Ajit Prakash Shah (born 13 February 1948 at Solapur) is a retired Indian judge and former chairman of the 20th Law Commission of India. He was the Chief Justice of Delhi High Court from May 2008 till his retirement in February 2010.

Justice Shah did his graduation from Solapur and attended Government Law College, Mumbai for his law degree. After a short span of practice at the Solapur District Court, he shifted to the Bombay High Court in 1977 and joined the chambers of the then-leading Advocate Shri S.C. Pratap. He gained experience in civil, constitutional, service and labour matters.

Justice Shah was appointed Additional Judge of Bombay High Court on 18 December 1992 and became a permanent Judge on 8 April 1994. He assumed charge as the Chief Justice of Madras High Court on 12 November 2005 and was transferred as the Chief Justice of Delhi High Court on 7 May 2008.

Since June 2011, Justice Shah has been the Chairperson of Broadcasting Content Complaints Council (BCCC), the self-regulatory body for non-news general entertainment channels (GECs) set up by the Indian Broadcasting Foundation (IBF).

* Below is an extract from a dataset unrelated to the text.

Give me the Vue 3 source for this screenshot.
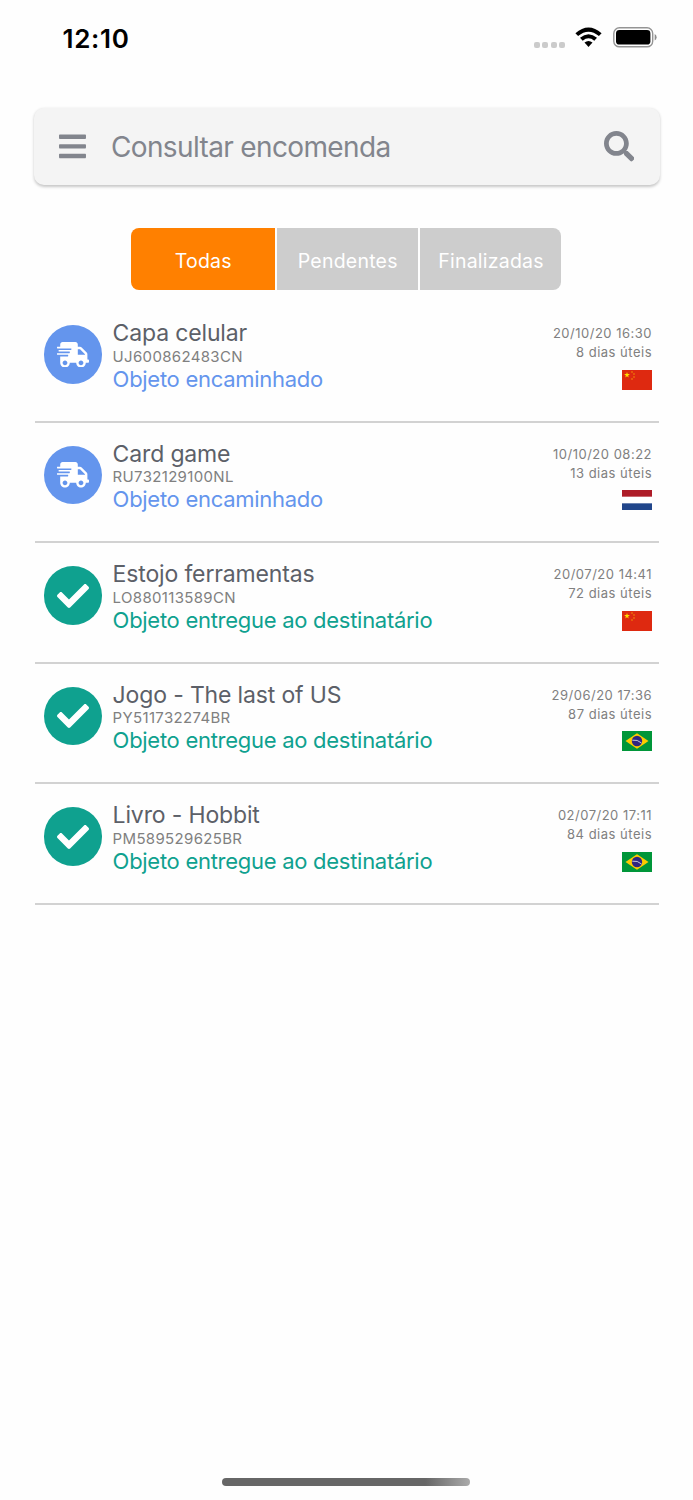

==RIL rejects Shah committee in ONGC dispute==
On 11 January 2016, Reliance Industries (RIL) disputed the jurisdiction of a panel headed by Shah in the RIL-ONGC dispute. It challenged the oil ministry's decision to intervene in the dispute by setting up the panel, headed by Justice AP Shah. At the first meeting of the panel on 31 December, RIL and its partner Niko stated they would boycott its proceedings.